• _Task prompt_
Pull out every line containing the string "React".

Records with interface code
%%
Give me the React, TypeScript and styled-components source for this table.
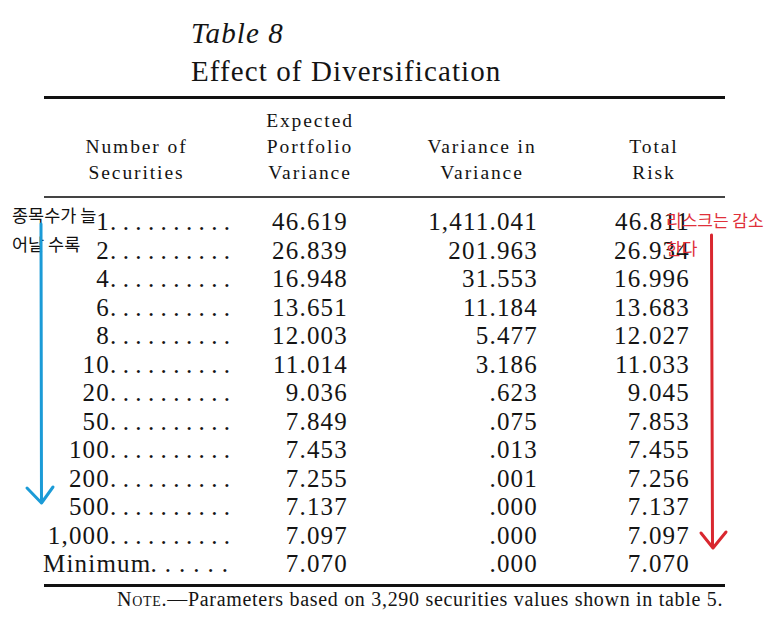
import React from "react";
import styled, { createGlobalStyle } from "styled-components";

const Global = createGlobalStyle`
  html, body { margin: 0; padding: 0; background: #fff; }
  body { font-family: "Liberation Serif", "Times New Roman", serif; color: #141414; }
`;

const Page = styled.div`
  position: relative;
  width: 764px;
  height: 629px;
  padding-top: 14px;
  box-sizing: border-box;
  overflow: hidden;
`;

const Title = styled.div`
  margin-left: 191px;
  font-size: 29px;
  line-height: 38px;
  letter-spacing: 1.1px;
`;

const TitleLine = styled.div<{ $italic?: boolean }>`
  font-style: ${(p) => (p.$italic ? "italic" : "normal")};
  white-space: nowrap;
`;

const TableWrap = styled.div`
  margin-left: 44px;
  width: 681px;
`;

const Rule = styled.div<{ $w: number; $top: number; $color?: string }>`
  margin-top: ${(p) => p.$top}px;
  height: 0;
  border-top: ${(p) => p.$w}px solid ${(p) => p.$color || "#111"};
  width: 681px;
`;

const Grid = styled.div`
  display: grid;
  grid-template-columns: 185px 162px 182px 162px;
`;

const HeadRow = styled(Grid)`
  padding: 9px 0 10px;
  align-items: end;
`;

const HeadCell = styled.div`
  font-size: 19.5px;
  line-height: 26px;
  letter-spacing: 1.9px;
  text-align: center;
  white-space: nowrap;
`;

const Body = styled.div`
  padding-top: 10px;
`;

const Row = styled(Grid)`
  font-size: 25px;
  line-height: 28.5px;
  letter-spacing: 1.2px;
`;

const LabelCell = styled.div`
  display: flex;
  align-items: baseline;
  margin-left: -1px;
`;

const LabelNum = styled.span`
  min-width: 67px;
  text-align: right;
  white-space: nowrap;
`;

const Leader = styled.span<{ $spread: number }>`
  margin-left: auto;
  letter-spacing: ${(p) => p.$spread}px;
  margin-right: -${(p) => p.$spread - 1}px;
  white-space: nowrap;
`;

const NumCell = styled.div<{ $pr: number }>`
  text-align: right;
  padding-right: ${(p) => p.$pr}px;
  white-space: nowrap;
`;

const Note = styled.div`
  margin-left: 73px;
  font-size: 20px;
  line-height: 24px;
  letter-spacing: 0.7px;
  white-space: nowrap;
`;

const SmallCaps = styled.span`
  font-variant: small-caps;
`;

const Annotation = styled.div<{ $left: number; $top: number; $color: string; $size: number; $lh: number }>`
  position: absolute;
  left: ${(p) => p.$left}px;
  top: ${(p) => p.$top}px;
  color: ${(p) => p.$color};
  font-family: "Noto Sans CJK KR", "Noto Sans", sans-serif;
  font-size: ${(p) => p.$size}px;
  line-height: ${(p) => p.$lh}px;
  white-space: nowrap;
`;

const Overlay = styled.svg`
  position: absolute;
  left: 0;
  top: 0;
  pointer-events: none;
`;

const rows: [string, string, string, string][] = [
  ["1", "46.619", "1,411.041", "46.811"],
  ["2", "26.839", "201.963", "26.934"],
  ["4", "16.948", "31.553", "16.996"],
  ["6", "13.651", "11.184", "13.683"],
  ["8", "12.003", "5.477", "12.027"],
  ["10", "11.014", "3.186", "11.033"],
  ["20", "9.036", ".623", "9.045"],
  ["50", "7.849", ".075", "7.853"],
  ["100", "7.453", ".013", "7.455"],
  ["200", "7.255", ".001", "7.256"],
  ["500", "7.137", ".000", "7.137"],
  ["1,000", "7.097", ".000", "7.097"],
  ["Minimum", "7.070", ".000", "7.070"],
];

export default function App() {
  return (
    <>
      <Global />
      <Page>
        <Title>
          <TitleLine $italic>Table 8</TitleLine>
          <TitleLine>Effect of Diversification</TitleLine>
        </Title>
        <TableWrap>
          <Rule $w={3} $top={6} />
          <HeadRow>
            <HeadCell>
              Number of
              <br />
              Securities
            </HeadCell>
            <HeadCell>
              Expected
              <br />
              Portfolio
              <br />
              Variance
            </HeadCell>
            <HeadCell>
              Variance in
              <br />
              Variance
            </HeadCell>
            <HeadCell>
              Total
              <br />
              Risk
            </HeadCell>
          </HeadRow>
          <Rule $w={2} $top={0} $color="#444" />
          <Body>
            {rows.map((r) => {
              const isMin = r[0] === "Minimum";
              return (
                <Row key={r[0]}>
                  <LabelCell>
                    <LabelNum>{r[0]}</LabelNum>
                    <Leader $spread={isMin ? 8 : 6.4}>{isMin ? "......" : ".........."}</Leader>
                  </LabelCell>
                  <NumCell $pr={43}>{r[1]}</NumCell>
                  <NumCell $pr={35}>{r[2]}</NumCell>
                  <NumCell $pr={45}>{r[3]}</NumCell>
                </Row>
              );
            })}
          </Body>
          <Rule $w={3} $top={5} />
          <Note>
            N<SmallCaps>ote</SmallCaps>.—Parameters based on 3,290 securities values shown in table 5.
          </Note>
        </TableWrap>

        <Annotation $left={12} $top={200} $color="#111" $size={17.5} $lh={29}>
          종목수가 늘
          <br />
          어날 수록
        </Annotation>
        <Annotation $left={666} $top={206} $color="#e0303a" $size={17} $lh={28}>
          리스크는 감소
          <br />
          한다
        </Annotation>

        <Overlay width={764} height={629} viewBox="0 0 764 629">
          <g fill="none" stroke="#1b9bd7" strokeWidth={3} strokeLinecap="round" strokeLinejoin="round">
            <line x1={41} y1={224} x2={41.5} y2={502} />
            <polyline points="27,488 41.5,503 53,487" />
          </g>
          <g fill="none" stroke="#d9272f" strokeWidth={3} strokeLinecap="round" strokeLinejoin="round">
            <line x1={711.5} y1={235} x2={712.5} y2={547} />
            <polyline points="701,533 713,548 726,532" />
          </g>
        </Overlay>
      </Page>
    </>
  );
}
%%
%%
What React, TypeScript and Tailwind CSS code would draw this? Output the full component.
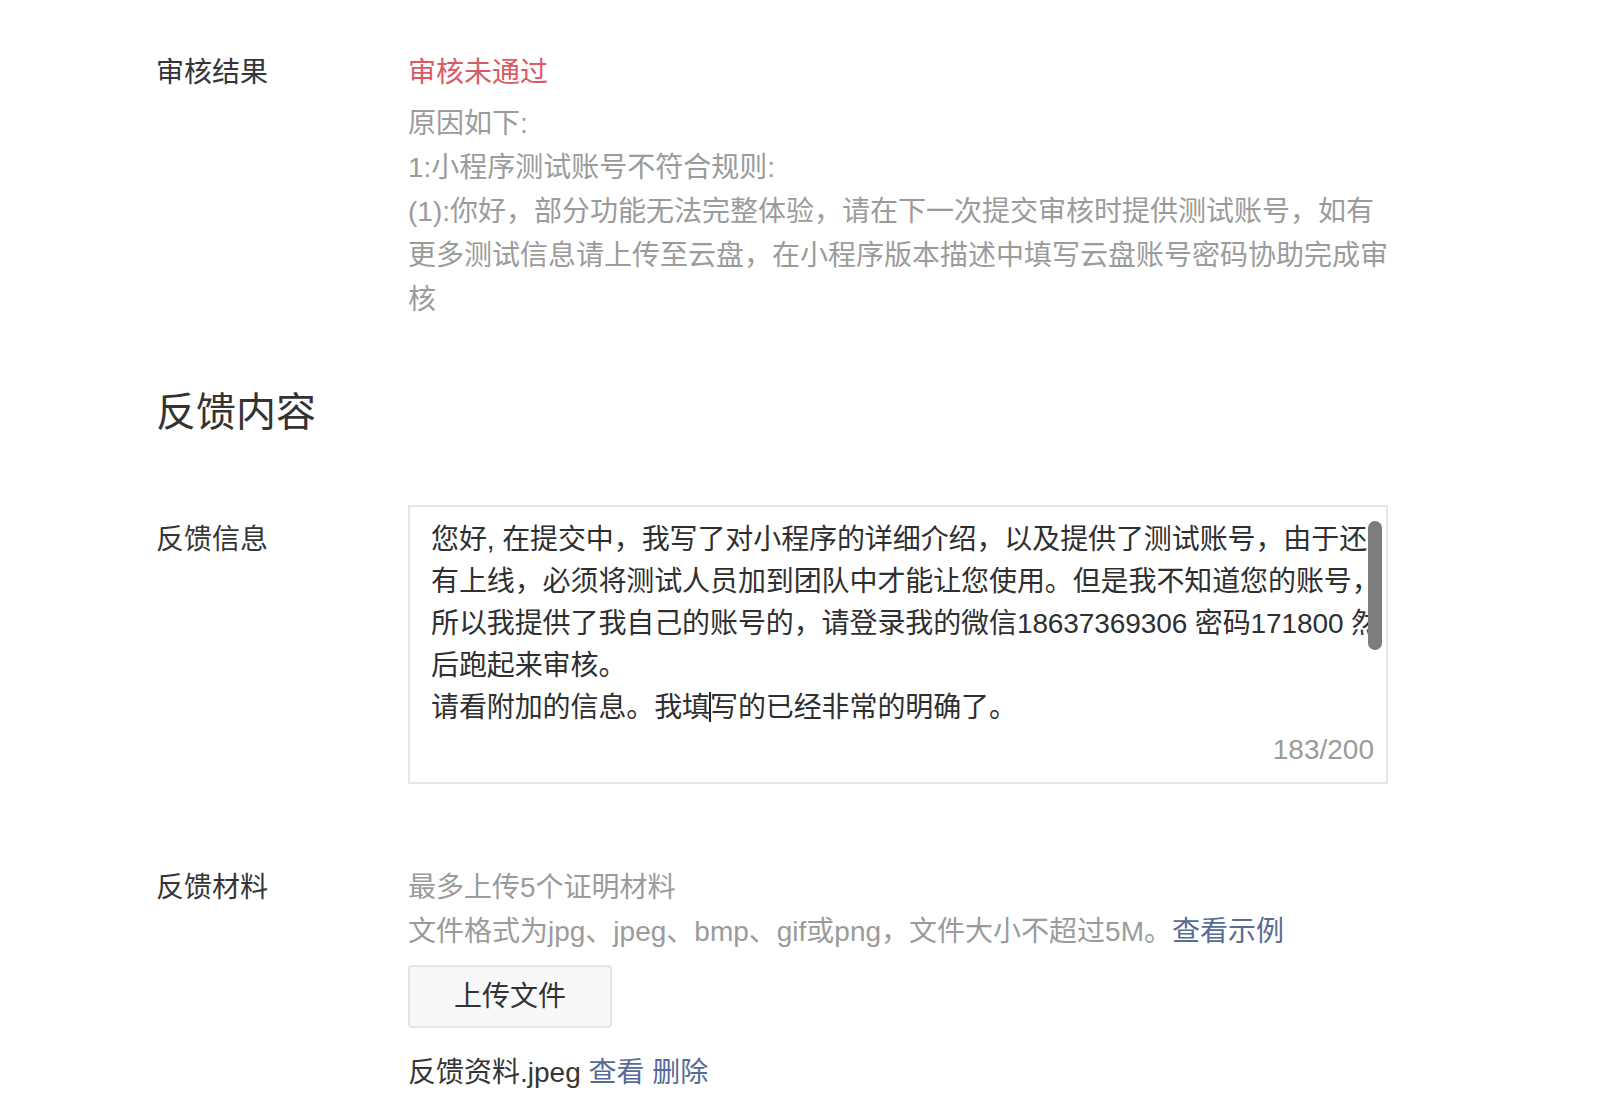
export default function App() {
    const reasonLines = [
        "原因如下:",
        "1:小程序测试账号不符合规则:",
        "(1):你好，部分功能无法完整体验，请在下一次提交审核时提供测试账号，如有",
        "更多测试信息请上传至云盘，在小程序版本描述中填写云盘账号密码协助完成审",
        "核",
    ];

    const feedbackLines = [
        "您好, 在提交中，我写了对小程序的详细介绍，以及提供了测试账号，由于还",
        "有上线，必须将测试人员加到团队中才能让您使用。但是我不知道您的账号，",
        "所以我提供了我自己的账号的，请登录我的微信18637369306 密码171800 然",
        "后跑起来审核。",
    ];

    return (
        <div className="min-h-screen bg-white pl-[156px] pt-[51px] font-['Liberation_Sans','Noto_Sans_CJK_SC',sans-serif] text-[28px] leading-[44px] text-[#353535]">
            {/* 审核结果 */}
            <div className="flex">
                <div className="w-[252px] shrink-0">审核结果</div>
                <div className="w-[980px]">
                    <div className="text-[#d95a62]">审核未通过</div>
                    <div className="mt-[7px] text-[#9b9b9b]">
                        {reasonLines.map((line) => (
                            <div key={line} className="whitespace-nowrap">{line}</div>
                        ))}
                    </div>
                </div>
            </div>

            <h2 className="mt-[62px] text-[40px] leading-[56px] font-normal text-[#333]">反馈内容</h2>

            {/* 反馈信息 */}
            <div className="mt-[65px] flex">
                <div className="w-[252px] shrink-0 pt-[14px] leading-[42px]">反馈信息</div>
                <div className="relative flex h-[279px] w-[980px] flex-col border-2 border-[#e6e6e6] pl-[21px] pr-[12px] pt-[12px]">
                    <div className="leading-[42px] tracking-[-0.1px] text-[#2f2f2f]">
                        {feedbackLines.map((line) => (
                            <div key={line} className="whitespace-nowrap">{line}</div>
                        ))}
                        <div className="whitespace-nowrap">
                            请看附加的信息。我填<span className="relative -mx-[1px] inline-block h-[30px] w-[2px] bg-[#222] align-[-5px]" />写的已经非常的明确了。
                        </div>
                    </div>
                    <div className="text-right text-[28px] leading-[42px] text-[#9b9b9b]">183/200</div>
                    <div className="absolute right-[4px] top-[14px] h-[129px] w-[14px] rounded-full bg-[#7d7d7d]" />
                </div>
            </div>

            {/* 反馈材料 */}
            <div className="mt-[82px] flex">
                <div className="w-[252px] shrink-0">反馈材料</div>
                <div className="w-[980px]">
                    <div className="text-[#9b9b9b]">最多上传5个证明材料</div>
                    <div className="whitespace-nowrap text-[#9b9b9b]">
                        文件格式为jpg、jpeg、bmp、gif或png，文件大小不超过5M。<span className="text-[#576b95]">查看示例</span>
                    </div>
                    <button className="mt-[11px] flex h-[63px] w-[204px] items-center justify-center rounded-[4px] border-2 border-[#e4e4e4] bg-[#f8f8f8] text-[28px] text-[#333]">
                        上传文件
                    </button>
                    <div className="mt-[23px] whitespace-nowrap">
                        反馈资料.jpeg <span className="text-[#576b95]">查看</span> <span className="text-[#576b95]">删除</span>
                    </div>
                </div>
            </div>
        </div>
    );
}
%%
%%
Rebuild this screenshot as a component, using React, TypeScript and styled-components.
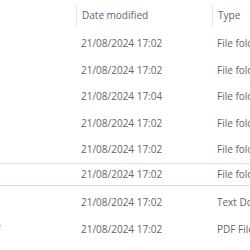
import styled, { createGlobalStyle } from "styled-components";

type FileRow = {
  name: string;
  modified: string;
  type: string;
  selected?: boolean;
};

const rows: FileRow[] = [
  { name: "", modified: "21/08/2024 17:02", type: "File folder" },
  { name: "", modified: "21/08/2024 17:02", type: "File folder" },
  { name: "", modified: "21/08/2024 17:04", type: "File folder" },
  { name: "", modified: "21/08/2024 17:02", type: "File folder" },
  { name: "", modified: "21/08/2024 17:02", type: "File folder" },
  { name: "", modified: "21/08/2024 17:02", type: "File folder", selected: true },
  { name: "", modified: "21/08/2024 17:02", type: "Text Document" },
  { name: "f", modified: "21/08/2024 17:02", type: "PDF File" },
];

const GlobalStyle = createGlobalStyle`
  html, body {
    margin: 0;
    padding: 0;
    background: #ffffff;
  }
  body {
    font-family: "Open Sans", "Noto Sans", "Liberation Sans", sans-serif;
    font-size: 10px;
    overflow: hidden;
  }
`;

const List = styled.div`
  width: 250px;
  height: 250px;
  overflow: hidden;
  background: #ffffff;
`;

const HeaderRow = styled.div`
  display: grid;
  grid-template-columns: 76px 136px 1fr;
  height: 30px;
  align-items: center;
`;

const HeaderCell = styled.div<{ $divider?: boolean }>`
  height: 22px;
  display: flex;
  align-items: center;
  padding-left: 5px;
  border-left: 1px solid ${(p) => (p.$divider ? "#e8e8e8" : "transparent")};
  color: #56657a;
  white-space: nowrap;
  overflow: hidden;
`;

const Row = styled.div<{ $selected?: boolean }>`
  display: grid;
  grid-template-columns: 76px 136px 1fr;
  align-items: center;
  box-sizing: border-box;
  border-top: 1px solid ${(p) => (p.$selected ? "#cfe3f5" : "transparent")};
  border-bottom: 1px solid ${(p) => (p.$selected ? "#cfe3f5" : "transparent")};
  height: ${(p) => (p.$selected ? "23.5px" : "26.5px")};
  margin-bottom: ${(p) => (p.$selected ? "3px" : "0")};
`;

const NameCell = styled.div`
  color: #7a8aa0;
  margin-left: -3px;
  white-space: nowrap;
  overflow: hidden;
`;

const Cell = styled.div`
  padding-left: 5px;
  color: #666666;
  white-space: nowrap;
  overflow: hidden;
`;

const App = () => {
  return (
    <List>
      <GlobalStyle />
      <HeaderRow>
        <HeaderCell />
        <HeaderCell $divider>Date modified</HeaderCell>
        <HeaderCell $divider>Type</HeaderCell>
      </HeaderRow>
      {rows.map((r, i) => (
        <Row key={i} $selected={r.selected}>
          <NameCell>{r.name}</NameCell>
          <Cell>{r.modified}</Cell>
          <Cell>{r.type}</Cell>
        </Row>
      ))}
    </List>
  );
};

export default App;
%%
• _Response to this exercise_
Give me the React, TypeScript and styled-components source for this table.
import React from "react";
What React, TypeScript and Tailwind CSS code would draw this? Output the full component.
Rebuild this screenshot as a component, using React, TypeScript and styled-components.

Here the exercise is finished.